The records:
•••
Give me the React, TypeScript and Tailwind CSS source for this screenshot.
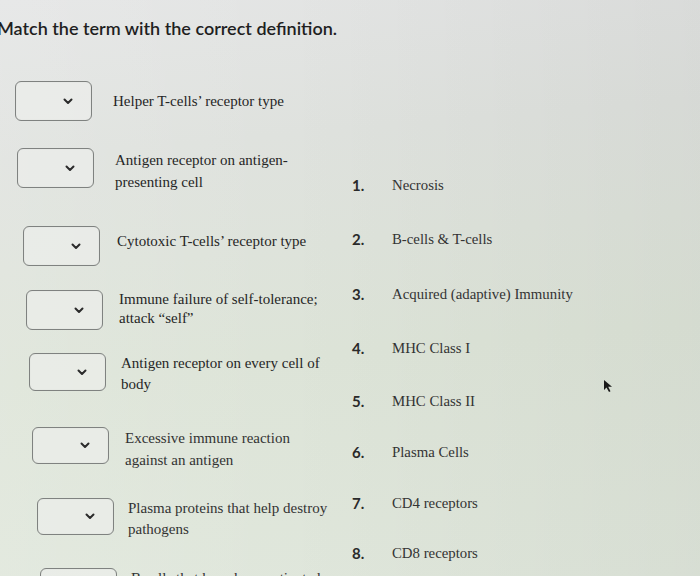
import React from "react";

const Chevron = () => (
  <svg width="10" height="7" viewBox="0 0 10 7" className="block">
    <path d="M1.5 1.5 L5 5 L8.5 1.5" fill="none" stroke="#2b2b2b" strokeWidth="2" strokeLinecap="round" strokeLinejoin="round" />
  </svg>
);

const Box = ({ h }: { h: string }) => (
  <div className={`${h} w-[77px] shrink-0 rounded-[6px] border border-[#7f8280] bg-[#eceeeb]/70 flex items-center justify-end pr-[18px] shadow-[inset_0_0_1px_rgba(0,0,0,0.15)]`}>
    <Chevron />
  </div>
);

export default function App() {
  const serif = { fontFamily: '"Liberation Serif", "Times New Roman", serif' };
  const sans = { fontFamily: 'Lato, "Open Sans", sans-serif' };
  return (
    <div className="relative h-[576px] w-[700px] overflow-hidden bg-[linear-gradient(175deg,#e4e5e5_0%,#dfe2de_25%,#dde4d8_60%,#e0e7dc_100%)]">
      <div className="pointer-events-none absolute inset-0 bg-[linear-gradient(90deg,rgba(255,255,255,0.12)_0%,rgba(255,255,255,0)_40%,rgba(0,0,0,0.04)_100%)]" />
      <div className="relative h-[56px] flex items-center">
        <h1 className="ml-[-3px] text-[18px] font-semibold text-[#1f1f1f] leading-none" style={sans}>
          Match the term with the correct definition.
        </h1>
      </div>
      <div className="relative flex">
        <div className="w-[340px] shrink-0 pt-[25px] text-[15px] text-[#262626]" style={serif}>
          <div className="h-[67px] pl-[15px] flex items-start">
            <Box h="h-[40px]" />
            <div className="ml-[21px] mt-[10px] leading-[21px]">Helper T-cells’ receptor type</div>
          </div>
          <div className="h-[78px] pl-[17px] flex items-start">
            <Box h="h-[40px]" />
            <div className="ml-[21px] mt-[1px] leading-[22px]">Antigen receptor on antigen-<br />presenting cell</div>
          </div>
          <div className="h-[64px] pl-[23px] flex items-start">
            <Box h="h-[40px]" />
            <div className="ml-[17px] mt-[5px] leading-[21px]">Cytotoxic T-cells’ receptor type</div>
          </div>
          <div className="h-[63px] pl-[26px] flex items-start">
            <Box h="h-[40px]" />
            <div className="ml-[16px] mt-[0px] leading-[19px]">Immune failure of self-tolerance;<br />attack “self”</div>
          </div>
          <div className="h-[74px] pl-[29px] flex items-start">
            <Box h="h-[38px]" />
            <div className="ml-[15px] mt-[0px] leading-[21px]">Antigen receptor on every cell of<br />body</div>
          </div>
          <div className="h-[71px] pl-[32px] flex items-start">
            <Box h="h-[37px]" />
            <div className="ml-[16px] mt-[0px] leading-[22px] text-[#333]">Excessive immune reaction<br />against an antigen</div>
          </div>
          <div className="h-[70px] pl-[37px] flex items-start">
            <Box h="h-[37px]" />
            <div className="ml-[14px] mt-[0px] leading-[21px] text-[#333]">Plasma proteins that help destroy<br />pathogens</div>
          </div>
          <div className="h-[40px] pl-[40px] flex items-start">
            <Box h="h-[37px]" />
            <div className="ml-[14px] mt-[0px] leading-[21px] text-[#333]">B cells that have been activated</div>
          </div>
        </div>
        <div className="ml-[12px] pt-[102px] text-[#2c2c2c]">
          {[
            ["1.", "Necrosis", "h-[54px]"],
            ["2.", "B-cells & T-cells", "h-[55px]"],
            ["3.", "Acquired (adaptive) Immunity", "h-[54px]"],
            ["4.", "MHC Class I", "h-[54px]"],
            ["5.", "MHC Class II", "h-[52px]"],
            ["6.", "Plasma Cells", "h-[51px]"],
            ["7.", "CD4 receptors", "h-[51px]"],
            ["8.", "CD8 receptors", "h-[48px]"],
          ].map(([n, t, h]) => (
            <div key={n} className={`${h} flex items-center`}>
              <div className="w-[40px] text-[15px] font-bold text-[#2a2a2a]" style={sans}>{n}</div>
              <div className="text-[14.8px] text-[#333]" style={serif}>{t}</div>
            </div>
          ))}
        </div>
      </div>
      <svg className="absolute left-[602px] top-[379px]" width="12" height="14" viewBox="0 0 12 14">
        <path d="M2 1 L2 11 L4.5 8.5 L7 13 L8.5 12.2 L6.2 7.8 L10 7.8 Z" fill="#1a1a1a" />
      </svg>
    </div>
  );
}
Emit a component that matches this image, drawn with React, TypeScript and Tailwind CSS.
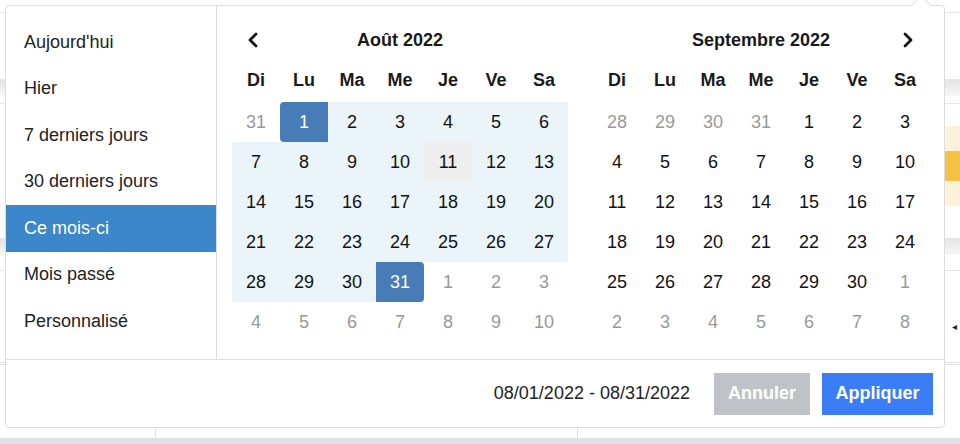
•••
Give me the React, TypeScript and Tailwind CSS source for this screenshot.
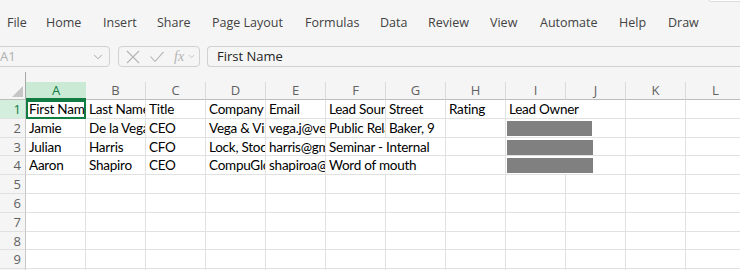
•••
Brief: Locate the word "that" in the records and collect each line it appears in.

Written solution:
            <div className="ml-[14px] mt-[0px] leading-[21px] text-[#333]">Plasma proteins that help destroy<br />pathogens</div>
            <div className="ml-[14px] mt-[0px] leading-[21px] text-[#333]">B cells that have been activated</div>
Emit a component that matches this image, drawn with React, TypeScript and Tailwind CSS.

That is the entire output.